TYRANNOSAUR
DIRECTED BY PADDY CONSIDINE
Some movies are too often afraid to have their audience dislike their protagonist. Often directors shuffle around their deeply flawed characters or often have not got a clue over how their character plays to the audience. In TYRANNOSAUR, Paddy Considine in his directorial debut, just steamrolls through the whole problem by really testing the audience by having his main character, Joseph (Peter Mullan), kick his dog to death. What can redeem this man? Initially you expect the cliched nice Christian woman Hannah (Olivia Colman) help transform Joseph into in a not so public nuisance, but no, she actually has her own skeletons in her closet that become further exposed in large part due to her sadistic husband James (a truly frightening Eddie Marsan) embarrassing her routinely, pushing her to alcoholism in the process.
Joseph and Hannah found each other to help themselves though it is never easy as James grows more and more jealous that you are fearful that after seeing what he is capable of with no provocation at all earlier, what will he try to do to these two. Joseph and Hannah are yin and yang and the movie does not show them click immediately and even when they do become ‘friends’ they are still a combustible pair out of opposites. We see three very flawed characters who retreat often to what puts them in their tough place.

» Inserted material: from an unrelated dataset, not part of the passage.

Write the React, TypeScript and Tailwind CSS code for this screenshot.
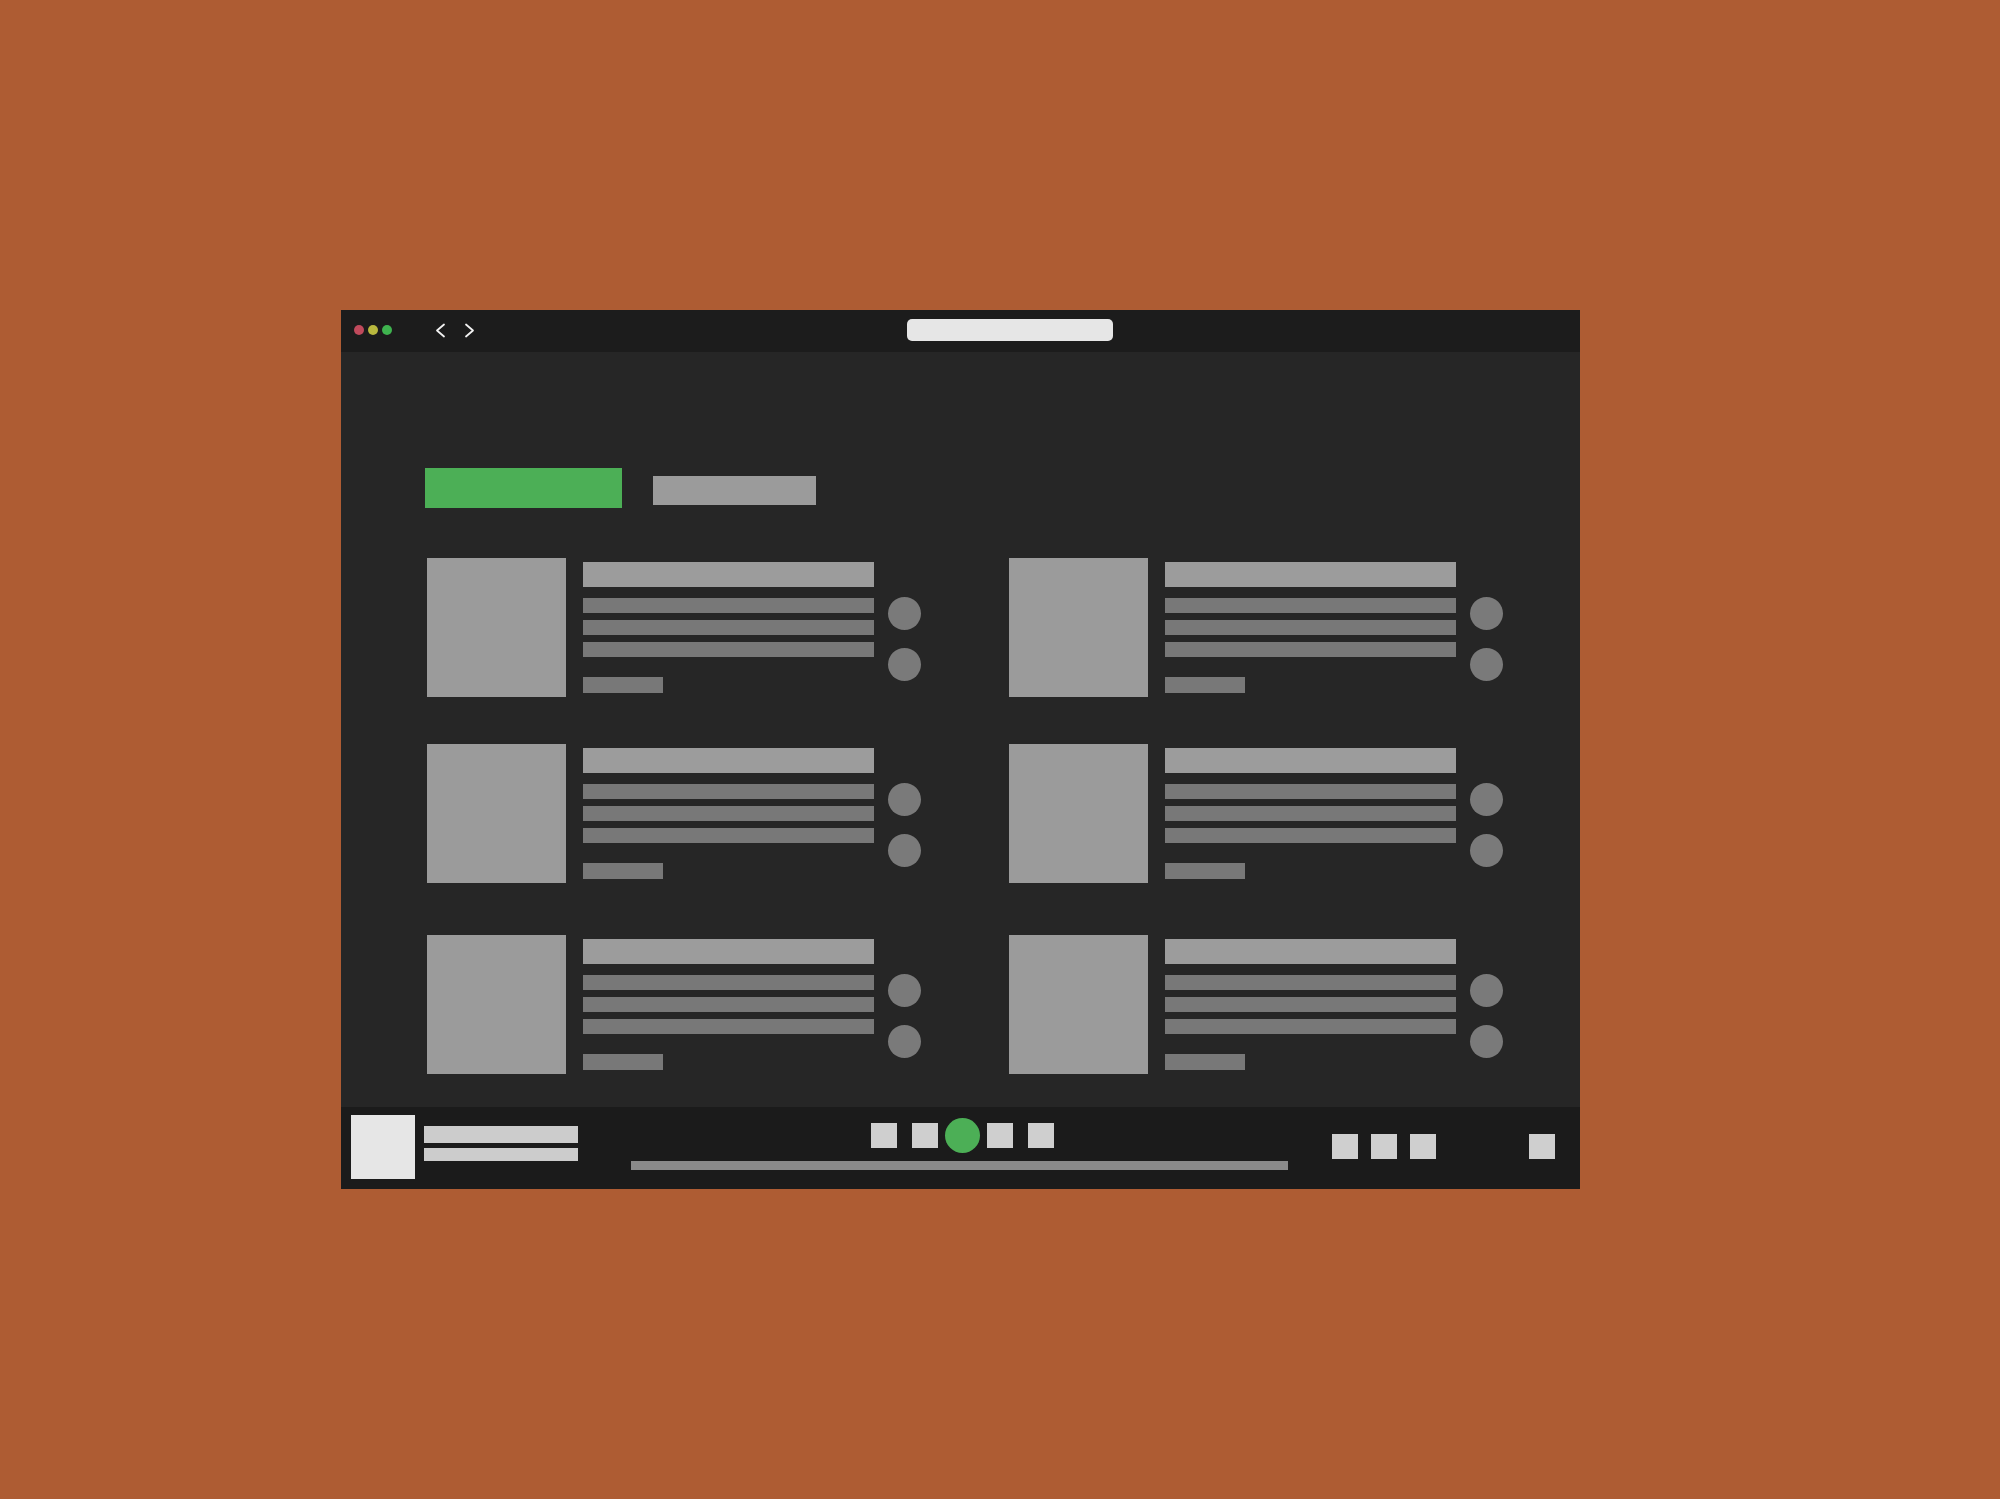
const rows = [
  { id: 1, space: "" },
  { id: 2, space: "mt-[47px]" },
  { id: 3, space: "mt-[52px]" },
];

function Card() {
  return (
    <div className="flex w-[495px]">
      {/* cover */}
      <div className="w-[139px] h-[139px] bg-[#9b9b9b] shrink-0" />
      {/* text lines */}
      <div className="ml-[17px] w-[291px] pt-[4px] flex flex-col">
        <div className="h-[25px] bg-[#9c9c9c]" />
        <div className="mt-[11px] flex flex-col gap-[7px]">
          <div className="h-[15px] bg-[#787878]" />
          <div className="h-[15px] bg-[#787878]" />
          <div className="h-[15px] bg-[#787878]" />
        </div>
        <div className="mt-[20px] w-[80px] h-[16px] bg-[#787878]" />
      </div>
      {/* actions */}
      <div className="ml-[14px] pt-[39px] flex flex-col gap-[18px]">
        <div className="w-[33px] h-[33px] rounded-full bg-[#7a7a7a]" />
        <div className="w-[33px] h-[33px] rounded-full bg-[#7a7a7a]" />
      </div>
    </div>
  );
}

function Chevron({ dir }: { dir: "left" | "right" }) {
  return (
    <svg width="12" height="15" viewBox="0 0 12 15" fill="none">
      <path
        d={dir === "left" ? "M10 1.5 L3 7.5 L10 13.5" : "M2 1.5 L9 7.5 L2 13.5"}
        stroke="#f2f2f2"
        strokeWidth="1.8"
        strokeLinecap="round"
        strokeLinejoin="round"
      />
    </svg>
  );
}

export default function App() {
  return (
    <div className="w-[2000px] h-[1499px] bg-[#ae5c33] pt-[310px] pl-[341px]">
      <div className="w-[1239px] h-[879px] flex flex-col">
        {/* Title bar */}
        <div className="h-[42px] bg-[#1c1c1c] flex items-center pl-[13px] pb-[2px]">
          <div className="flex gap-[4px]">
            <div className="w-[10px] h-[10px] rounded-full bg-[#c04a5c]" />
            <div className="w-[10px] h-[10px] rounded-full bg-[#b9b83e]" />
            <div className="w-[10px] h-[10px] rounded-full bg-[#3fb34f]" />
          </div>
          <div className="ml-[42px] flex items-center gap-[18px]">
            <Chevron dir="left" />
            <Chevron dir="right" />
          </div>
          <div className="ml-[431px] w-[206px] h-[22px] rounded-[5px] bg-[#e6e6e6]" />
        </div>

        {/* Content */}
        <div className="flex-1 bg-[#262626] pt-[116px] pl-[84px]">
          <div className="flex items-start">
            <div className="w-[197px] h-[40px] bg-[#4caf56]" />
            <div className="ml-[31px] mt-[8px] w-[163px] h-[29px] bg-[#9b9b9b]" />
          </div>

          <div className="mt-[50px] ml-[2px] flex flex-col">
            {rows.map((row) => (
              <div key={row.id} className={`flex gap-[87px] ${row.space}`}>
                <Card />
                <Card />
              </div>
            ))}
          </div>
        </div>

        {/* Player bar */}
        <div className="h-[82px] bg-[#1b1b1b] flex">
          <div className="w-[290px] flex items-start pl-[10px] pt-[8px]">
            <div className="w-[64px] h-[64px] bg-[#e6e6e6]" />
            <div className="ml-[9px] pt-[11px] flex flex-col gap-[5px]">
              <div className="w-[154px] h-[17px] bg-[#cccccc]" />
              <div className="w-[154px] h-[13px] bg-[#cccccc]" />
            </div>
          </div>

          <div className="w-[657px] pt-[11px] flex flex-col">
            <div className="h-[35px] pl-[240px] flex items-center">
              <div className="w-[26px] h-[25px] bg-[#cfcfcf]" />
              <div className="ml-[15px] w-[26px] h-[25px] bg-[#cfcfcf]" />
              <div className="ml-[7px] w-[35px] h-[35px] rounded-full bg-[#4caf56]" />
              <div className="ml-[7px] w-[26px] h-[25px] bg-[#cfcfcf]" />
              <div className="ml-[15px] w-[26px] h-[25px] bg-[#cfcfcf]" />
            </div>
            <div className="mt-[8px] h-[9px] bg-[#8a8a8a]" />
          </div>

          <div className="pl-[44px] pt-[27px] flex items-start">
            <div className="w-[26px] h-[25px] bg-[#cfcfcf]" />
            <div className="ml-[13px] w-[26px] h-[25px] bg-[#cfcfcf]" />
            <div className="ml-[13px] w-[26px] h-[25px] bg-[#cfcfcf]" />
            <div className="ml-[93px] w-[26px] h-[25px] bg-[#cfcfcf]" />
          </div>
        </div>
      </div>
    </div>
  );
}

This is a tough, harrowing film that if you cannot get past the opening scene, follow your instincts and stop. But the performances by Colman (who in an ideal world get Oscar buzz) and Mullan, two great character actors, give the film its punch and bite than some miserable patronizing of working-class England. Considine’s debut is not really showy or bare-boned, it fits perfectly in the middle that is a good compliment to the films of Ken Loach, Shane Meadows and Peter Mullan’s directorial work.